From the right: Weaponizing Polls for the Info War

“In the context of politics and news, there is an information war,” and “polling has become part of that war,” declares the Washington Examiner’s Salena Zito. RealClearPolitics is “at the center of that war” because its polling average that showed Trump ahead of Harris prompted The New York Times to falsely claim RCP “was now in the category of partisan polling and was undermining faith in the entire system.” In reality, RCP has kept its promise to “present all angles and perspectives of political events.” The Times and other media are typically “using the poll results they like and ignoring the results they don’t like.” “The last thing we need in U.S. politics is an information war on polling.”

Eye on LA Fires: Beware Hawaii’s Rebuild Woes

“Gov. Gavin Newsom has reportedly been in conversations with Hawaii Gov. Josh Green” about how to best rebuild Los Angeles, but Reason’s Christian Britschgi warns that “if California’s efforts replicate Hawaii’s, the road to recovery will be long indeed.” “Over 2,000 properties with residential structures were either destroyed or suffered major damage” during Maui’s devastating 2023 fires. Yet “roughly a year and a half since the fires, a total of three of those homes have been rebuilt,” thanks to cumbersome regulations. As of now, “228 building permits for wildfire reconstruction have been issued, and 112 homes are currently under construction”; “the situation is even more bleak for rebuilding commercial structures.” Newsom should look to Hawaii as a lesson of what not to do.

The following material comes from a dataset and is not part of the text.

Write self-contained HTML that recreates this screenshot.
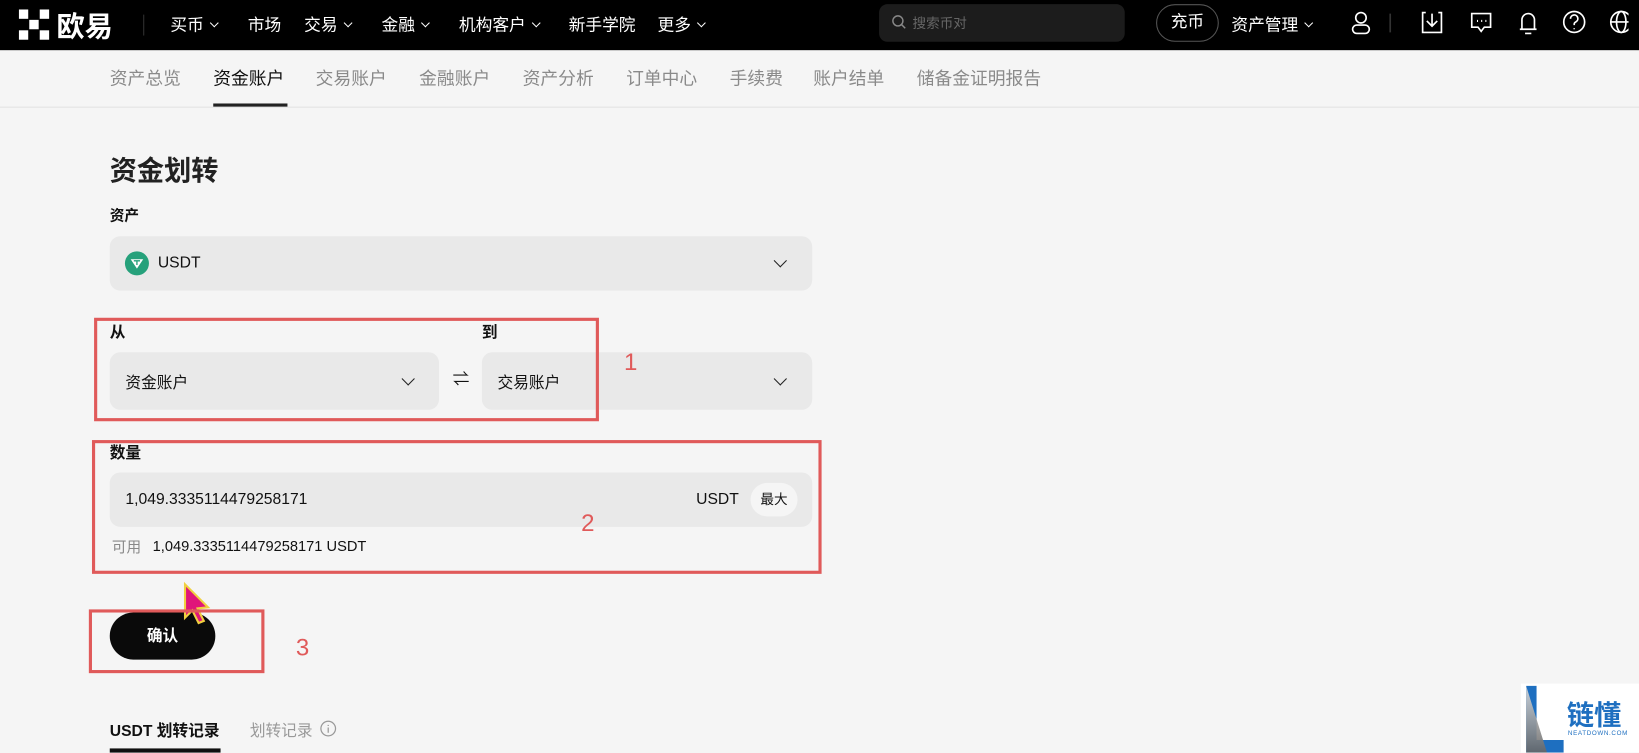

Mideast beat: Key Questions for Trump on Iran

How would President Trump approach nuclear negotiations with Iran? wonder Reuel Marc Gerecht & Mark Dubowitz at The Wall Street Journal. Unless he links the talks to “Iran’s regional behavior,” “sanctions relief will fund Tehran’s nefarious actions, including the supply of arms” to proxies that “have killed Americans and Israelis.” “Nuclear negotiations never made any sense unless Washington was prepared to bomb Iran’s nuclear facilities,” yet many of Trump’s supporters would rather it went nuclear. Would Trump back an Israeli strike? If he stands down after an Iranian attack, “it could dissuade Saudi Arabia” from joining the Abraham Accords, which Trump “ardently wants.” Meanwhile, “Israel’s future is now inextricably tied to whether Americans, especially Republicans,” see “skirting the Middle East” as “neither advisable nor possible.”